Aus den Gewehrläufen staubt allerdings kein Pulver, auch Kugeln zischen keine durch die Luft. Die Männer sind Hobbydarsteller und spielen nach, was vor 155 Jahren im Amerikanischen Bürgerkrieg geschah, im Jahr 1861. Alle paar Monate leben die Teilnehmer ein Wochenende lang als "Südstaatler" im Milizlager, einer kleinen Siedlung mit weißen Zelten. Sie exerzieren, braten Speck und philosophieren über den Krieg.

Hier gibt es keinen Verkehr, keine Hochspannungsleitungen. Nichts stört die Illusion, im Amerika des 19. Jahrhunderts zu leben. Organisiert wird das Wochenende von der Historischen Darstellungsgruppe München, einem der größten Living-History-Vereine in Süddeutschland. 70 Mitglieder hat die Gruppe, die Hälfte von ihnen stammt aus Bayern. Sie haben nicht nur den Bürgerkrieg im Repertoire: Teilnehmer können auch zu Kelten oder Wikingern werden und das Frühmittelalter oder das Franken des späten 18. Jahrhunderts nachleben.

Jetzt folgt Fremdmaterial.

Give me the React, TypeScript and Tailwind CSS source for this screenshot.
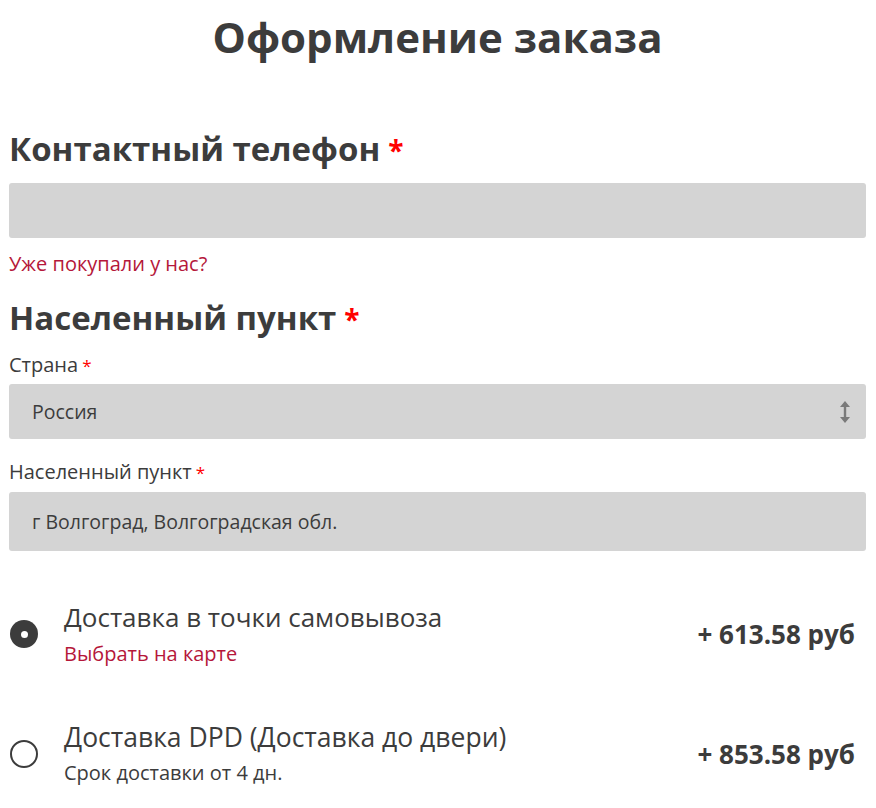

Bräunling, 48, ist einer der Erfahrensten im Team: Er betreibt schon seit mehr als 40 Jahren Reenactment, also die Neuinszenierung geschichtlicher Ereignisse. "Diese Zeit übt auf mich seit frühester Kindheit eine besondere Faszination aus, die ich nicht erklären kann", sagt er. Auch beruflich hat Bräunling mit Geschichte zu tun, er ist Stadtarchivar in Dachau. Mit seinem Ziegenbart und dem gezwirbelten Moustache sieht er aus wie aus der Zeit gefallen. "Wenn Andy mit einer Zeitmaschine nach Gettysburg katapultiert würde", sagt einer der Darsteller, "dann wäre keiner überrascht. Die Soldaten würden einfach nur sagen: Oh, Bräunling is here."

Seine Lebensgefährtin hat Bräunling beim Reenactment kennengelernt. Dorothea Fischer ist als einzige Soldatenfrau beim Treffen dabei. "Die gemeinsame Begeisterung und der Einsatz für das Hobby ist eine schöne Basis für eine Beziehung", sagt die 60-Jährige mit dem störrischen grauen Haar. Eine Zeit lang flog das Paar aus Egenhofen zweimal im Jahr zu Living-History-Events nach Amerika.

Beim Reenactment wird nicht gespielt

Das klingt nach einem Spiel - doch genau diesen Begriff lehnt die Gruppe ab. Die Teilnehmer stellen den schrecklichsten Krieg der amerikanischen Geschichte nach. In keinem Konflikt starben mehr amerikanische Soldaten als in diesem. 600 000 Tote in nur vier Kriegsjahren - das sind mehr als im Zweiten Weltkrieg, mehr als im Vietnamkrieg. Den Darstellern geht es trotzdem mehr um das Leben als um das Sterben.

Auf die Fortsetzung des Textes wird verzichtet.